The other night, I was rolling the trash bins out an hour or so after midnight; it’d been a long night with extra work. I noticed my neighbor’s garage door was wide open and the lights were on. I immediately texted him: “Hey, I just noticed your garage door was open.”
Now I know my neighbor, and we get along pretty well. We swap stories, and do favors for each other from time to time. On top of that, someone broke into his garage about a year ago and stole about $30K worth of tools, so I was worried that might’ve happened again. I did not want his garage door to spend the night open like that.
Therefore, I rang the doorbell. No answer
Given the theft a year ago, I decided to try and close it myself and exit through the side door into the breezeway between houses. I did so with no trouble. That’s not why I’m writing this story.

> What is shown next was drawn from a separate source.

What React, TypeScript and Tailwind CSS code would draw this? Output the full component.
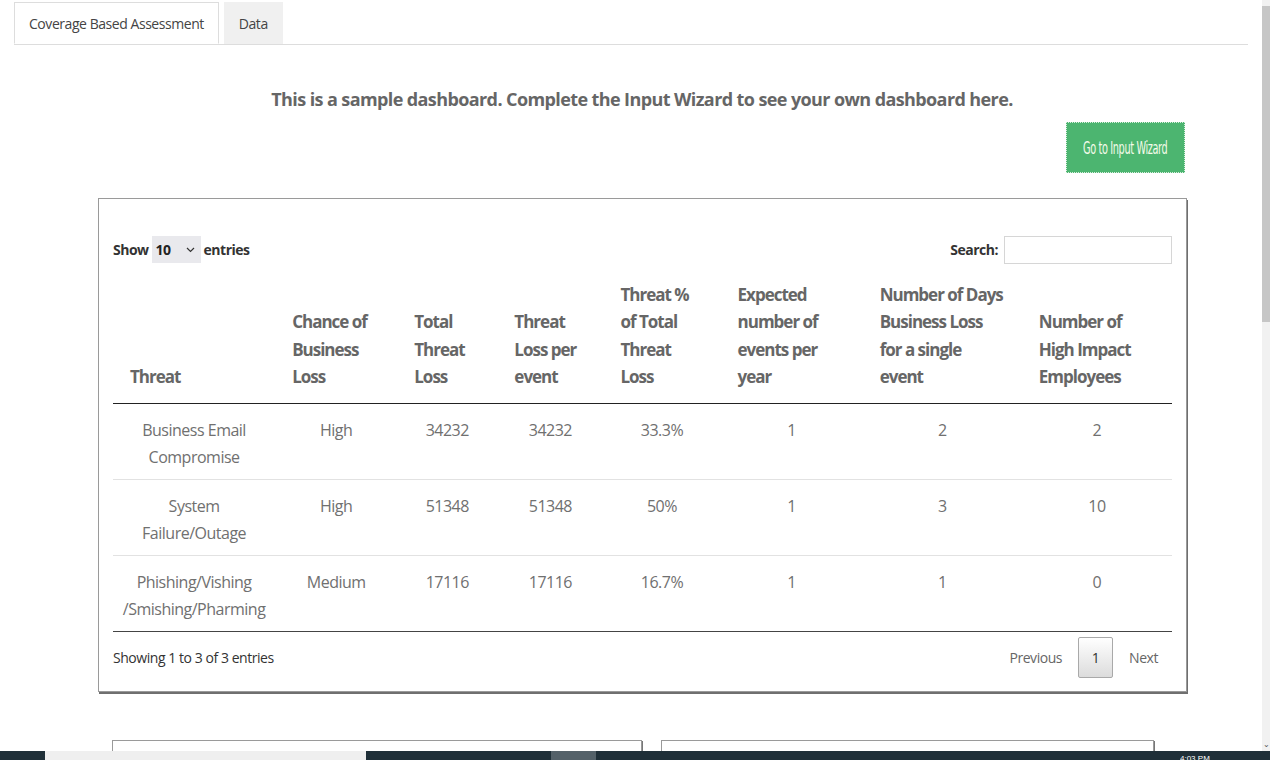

With everything that has been happening lately, even in my small town in Colorado, the fear I felt when walking into his garage uninvited at 2:00AM in my pajamas was overwhelming. Even as well as I know my neighbor, knowing with certainty that he’s not a nut, not a violent or easily triggered person, not a disturbed gun-loving RWNJ, I couldn’t dismiss the terror that somehow something might go terribly wrong. I got back into my house and just sat and shook for about 10 minutes.
That’s the world we now live in. If I want to help a neighbor—someone I know is a kind and nonviolent person, I still have a feeling of life and death fear. Too damn many people have been shot and killed just for being near someone’s house.
One person shot and killed is too damn many, and there have been thousands!
What actually happened is that I got a text message about 7:00 am thanking me for closing his garage door and asking if there’s anything he could do for me over the next few days.
But that 45 seconds or so of life-and-death terror had been real, and I’m still shaken.